Logit transform of dataset

Someone suggested me to do a logit transform of the dataset before passing it to the model. Has anyone heard of it before?

Is the following correct in the sense of performing logit transform to the dataset? Or should I do it before any other transformation occurs.

 transform_train = tr.Compose(
            [tr.Resize((32, 32)),  # <-- should I put logit transform here?
             tr.Pad(4, padding_mode="reflect"),
             tr.RandomCrop(im_sz),
             tr.RandomHorizontalFlip(),
             tr.ToTensor(),
             tr.Normalize((.5, .5, .5), (.5, .5, .5)),
             lambda x: x + args.sigma * torch.randn_like(x),
             lambda x: -torch.log(1/x - 1)]  # <-- logit transform
        )

Hello Kirk!

I am somewhat skeptical of the idea. I certainly wouldn’t do it without
also building an equivalent model without the logit transformation and
checking that the logit transformation improves things.

Some comments:

Your logit function looks right.

I think you have to wrap your lambda in a pytorch tr.Lambda
transformation.

The logit function maps a probability in [0.0, 1.0] to [-inf, inf].
There is no reason to think that your data reside in [0.0, 1.0],
and, even if they did, the tr.Normalize could well push them outside
of [0.0, 1.0]. (The mean of 0.5 and standard deviation of 0.5 don’t
mean that the result will lie strictly withing [0.0, 1.0]; deviations
of one-and-a-half and two standard deviations are quite likely, so after
tr.Normalize, you are likely to have values outside of [0.0, 1.0].)

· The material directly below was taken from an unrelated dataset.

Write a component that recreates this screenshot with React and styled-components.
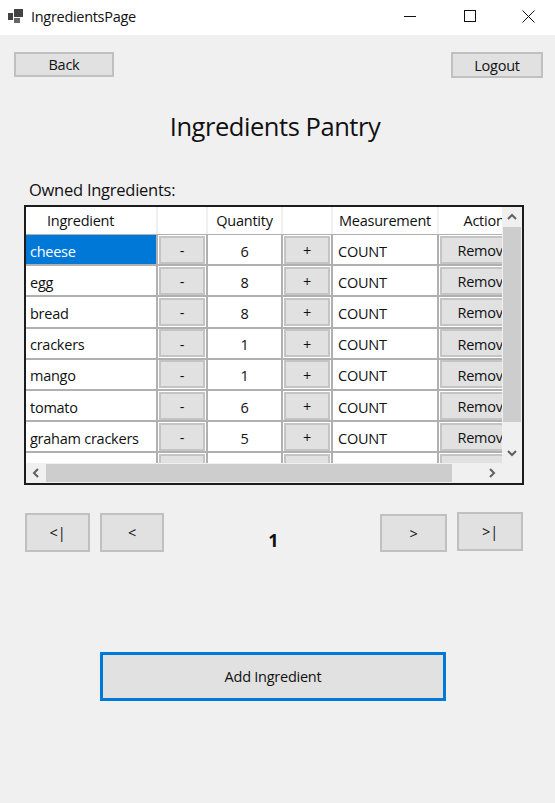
import React from "react";
import styled, { createGlobalStyle } from "styled-components";

const GlobalStyle = createGlobalStyle`
  html, body {
    margin: 0;
    padding: 0;
    background: #f0f0f0;
  }
  body {
    font-family: "Open Sans", "Noto Sans", sans-serif;
    color: #111;
  }
`;

const Window = styled.div`
  width: 555px;
  height: 803px;
  overflow: hidden;
  background: #f0f0f0;
`;

const TitleBar = styled.div`
  box-sizing: border-box;
  height: 35px;
  background: #fff;
  display: flex;
  align-items: center;
  padding: 0 0 3px 8px;
`;

const WindowTitle = styled.span`
  font-size: 14.5px;
  letter-spacing: -0.3px;
  margin-left: 7px;
  flex: 1;
`;

const WindowControl = styled.div`
  width: ${(p) => p.$w}px;
  display: flex;
  align-items: center;
  justify-content: center;
`;

const Content = styled.div`
  padding: 17px 12px 0 14px;
`;

const TopRow = styled.div`
  display: flex;
  justify-content: space-between;
  align-items: flex-start;
`;

const Button = styled.button`
  box-sizing: border-box;
  width: ${(p) => p.$w}px;
  height: ${(p) => p.$h}px;
  margin-top: ${(p) => p.$top || 0}px;
  margin-left: ${(p) => p.$left || 0}px;
  padding: 0;
  background: #e1e1e1;
  border: ${(p) => (p.$focus ? "3px solid #0078d7" : "2px solid #c0c0c0")};
  font-family: inherit;
  font-size: 14.5px;
  letter-spacing: -0.25px;
  color: #111;
  flex: none;
`;

const Title = styled.h1`
  margin: 28px 7px 0 0;
  height: 45px;
  text-align: center;
  font-size: 25.5px;
  line-height: 40px;
  font-weight: 400;
  letter-spacing: -0.45px;
`;

const OwnedLabel = styled.div`
  margin: 28px 0 0 15px;
  height: 26px;
  font-size: 16.5px;
  line-height: 22px;
  letter-spacing: -0.25px;
`;

const Table = styled.div`
  box-sizing: border-box;
  width: 500px;
  height: 280px;
  margin-left: 10px;
  border: 2px solid #1c1c1c;
  background: #f0f0f0;
  display: grid;
  grid-template-columns: 476px 20px;
  grid-template-rows: 256px 20px;
`;

const Viewport = styled.div`
  overflow: hidden;
  background: #fff;
`;

const Row = styled.div`
  display: flex;
  width: 520px;
  height: ${(p) => (p.$header ? "27px" : "31.2px")};
  box-sizing: border-box;
  border-bottom: ${(p) => (p.$header ? 0 : 2)}px solid #b0b0b0;
`;

const Cell = styled.div`
  box-sizing: border-box;
  width: ${(p) => p.$w}px;
  flex: none;
  display: flex;
  align-items: center;
  justify-content: ${(p) => (p.$center ? "center" : "flex-start")};
  padding-left: ${(p) => p.$pad ?? 5}px;
  padding-top: ${(p) => (p.$drop ? 3 : 0)}px;
  border-right: 2px solid ${(p) => (p.$header ? "#f0f0f0" : "#b0b0b0")};
  background: ${(p) => (p.$selected ? "#0078d7" : "#fff")};
  color: ${(p) => (p.$selected ? "#fff" : "#111")};
  font-size: 14.5px;
  letter-spacing: -0.25px;
  white-space: nowrap;
  overflow: hidden;
`;

const HeaderRule = styled.div`
  height: 1px;
  width: 520px;
  background: #b0b0b0;
`;

const CellButton = styled.div`
  box-sizing: border-box;
  width: ${(p) => p.$w}px;
  height: 28px;
  margin-left: 1px;
  padding-top: 2px;
  flex: none;
  display: flex;
  align-items: center;
  justify-content: center;
  background: #e1e1e1;
  border: 2px solid #c4c4c4;
  font-size: 14.5px;
  letter-spacing: -0.25px;
`;

const VScroll = styled.div`
  background: #f0f0f0;
  display: flex;
  flex-direction: column;
  align-items: center;
`;

const HScroll = styled.div`
  background: #f0f0f0;
  display: flex;
  align-items: center;
`;

const Arrow = styled.div`
  width: 20px;
  height: ${(p) => (p.$vertical ? 20 : 18)}px;
  flex: none;
  display: flex;
  align-items: center;
  justify-content: center;
`;

const Thumb = styled.div`
  background: #cdcdcd;
  width: ${(p) => (p.$vertical ? "18px" : "406px")};
  height: ${(p) => (p.$vertical ? "195px" : "18px")};
`;

const Spacer = styled.div`
  flex: 1;
`;

const Corner = styled.div`
  background: #f0f0f0;
`;

const Pager = styled.div`
  display: flex;
  align-items: flex-start;
  height: 40px;
  margin: 28px 0 0 11px;
`;

const PageNumber = styled.div`
  box-sizing: border-box;
  width: 216px;
  padding: 16px 0 0 3px;
  text-align: center;
  font-size: 18px;
  line-height: 22px;
  font-weight: 700;
`;

const AddRow = styled.div`
  display: flex;
  margin: 99px 0 0 86px;
`;

const Chevron = ({ d }) => (
  <svg width="10" height="10" viewBox="0 0 10 10" fill="none" stroke="#606060" strokeWidth="2">
    <path d={d} />
  </svg>
);

const AppIcon = () => (
  <svg width="16" height="16" viewBox="0 0 16 16" fill="#444">
    <rect x="0" y="5" width="5" height="7" />
    <rect x="6" y="1" width="9" height="8" />
    <rect x="6" y="10" width="6" height="5" fill="#666" />
  </svg>
);

const ingredients = [
  { name: "cheese", qty: 6, selected: true },
  { name: "egg", qty: 8 },
  { name: "bread", qty: 8 },
  { name: "crackers", qty: 1 },
  { name: "mango", qty: 1 },
  { name: "tomato", qty: 6 },
  { name: "graham crackers", qty: 5 },
];

const IngredientRow = ({ item }) => (
  <Row>
    <Cell $w={132} $selected={item.selected} $pad={4} $drop>{item.name}</Cell>
    <Cell $w={50} $pad={0}>
      <CellButton $w={46}>-</CellButton>
    </Cell>
    <Cell $w={75} $center $pad={0} $drop>{item.qty}</Cell>
    <Cell $w={50} $pad={0}>
      <CellButton $w={46}>+</CellButton>
    </Cell>
    <Cell $w={106} $drop>COUNT</Cell>
    <Cell $w={92} $pad={0}>
      <CellButton $w={88}>Remove</CellButton>
    </Cell>
  </Row>
);

export default function App() {
  return (
    <Window>
      <GlobalStyle />
      <TitleBar>
        <AppIcon />
        <WindowTitle>IngredientsPage</WindowTitle>
        <WindowControl $w={58}>
          <svg width="12" height="12" viewBox="0 0 12 12" stroke="#111" strokeWidth="1">
            <path d="M0 6.5H12" />
          </svg>
        </WindowControl>
        <WindowControl $w={62}>
          <svg width="12" height="12" viewBox="0 0 12 12" fill="none" stroke="#111" strokeWidth="1">
            <rect x="0.5" y="0.5" width="11" height="11" />
          </svg>
        </WindowControl>
        <WindowControl $w={54}>
          <svg width="13" height="13" viewBox="0 0 13 13" stroke="#111" strokeWidth="1">
            <path d="M0.5 0.5L12.5 12.5M12.5 0.5L0.5 12.5" />
          </svg>
        </WindowControl>
      </TitleBar>
      <Content>
        <TopRow>
          <Button $w={100} $h={25}>Back</Button>
          <Button $w={92} $h={26}>Logout</Button>
        </TopRow>
        <Title>Ingredients Pantry</Title>
        <OwnedLabel>Owned Ingredients:</OwnedLabel>
        <Table>
          <Viewport>
            <Row $header>
              <Cell $header $w={132} $pad={21}>Ingredient</Cell>
              <Cell $header $w={50} />
              <Cell $header $w={75} $center $pad={0}>Quantity</Cell>
              <Cell $header $w={50} />
              <Cell $header $w={106} $center $pad={0}>Measurement</Cell>
              <Cell $header $w={92} $center $pad={0}>Action</Cell>
            </Row>
            <HeaderRule />
            {ingredients.map((item) => (
              <IngredientRow key={item.name} item={item} />
            ))}
            <Row>
              <Cell $w={132} />
              <Cell $w={50} $pad={0}><CellButton $w={46} /></Cell>
              <Cell $w={75} />
              <Cell $w={50} $pad={0}><CellButton $w={46} /></Cell>
              <Cell $w={106} />
              <Cell $w={92} $pad={0}><CellButton $w={88} /></Cell>
            </Row>
          </Viewport>
          <VScroll>
            <Arrow $vertical><Chevron d="M1 7L5 3L9 7" /></Arrow>
            <Thumb $vertical />
            <Spacer />
            <Arrow $vertical><Chevron d="M1 3L5 7L9 3" /></Arrow>
          </VScroll>
          <HScroll>
            <Arrow><Chevron d="M7 1L3 5L7 9" /></Arrow>
            <Thumb />
            <Spacer />
            <Arrow><Chevron d="M3 1L7 5L3 9" /></Arrow>
          </HScroll>
          <Corner />
        </Table>
        <Pager>
          <Button $w={65} $h={39}>&lt;|</Button>
          <Button $w={64} $h={39} $left={10}>&lt;</Button>
          <PageNumber>1</PageNumber>
          <Button $w={67} $h={38} $top={1}>&gt;</Button>
          <Button $w={66} $h={39} $top={-1} $left={10}>&gt;|</Button>
        </Pager>
        <AddRow>
          <Button $w={346} $h={49} $focus>Add Ingredient</Button>
        </AddRow>
      </Content>
    </Window>
  );
}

If your raw input data were naturally probabilities I think it would make
sense to apply the logit transformation. But otherwise my intuition is
that doing so is not likely to be helpful. In any event, the raw data, or
a transformed version of it, had better lie within [0.0, 1.0]; otherwise
the logit transformation will mix things up (it’s not monotone), and will
risk (unnecessary) divergences.

Best.

K. Frank

Hi K. Frank,

thanks for the reply. Let me give a bit of context which I think might help clarify things.
Basically I’m trying what ppl call an “energy based model” (disclaimer: I hate this name, it’s just a probabilistic model), on fashion mnist. Basically since fmnist has only one channel because I didn’t wanted to change the underlying model the author was using, I just used tr.Grayscale(num_output_channels=3) to transform it having 3 channels.

Training the model I can only get as high as 83% in terms of accuracy. So, I reached to the original authors for any tips and one of the recommended tips was the logit transform.

Now that I’ve tried it I can tell with certainty that it gave worse result than without it.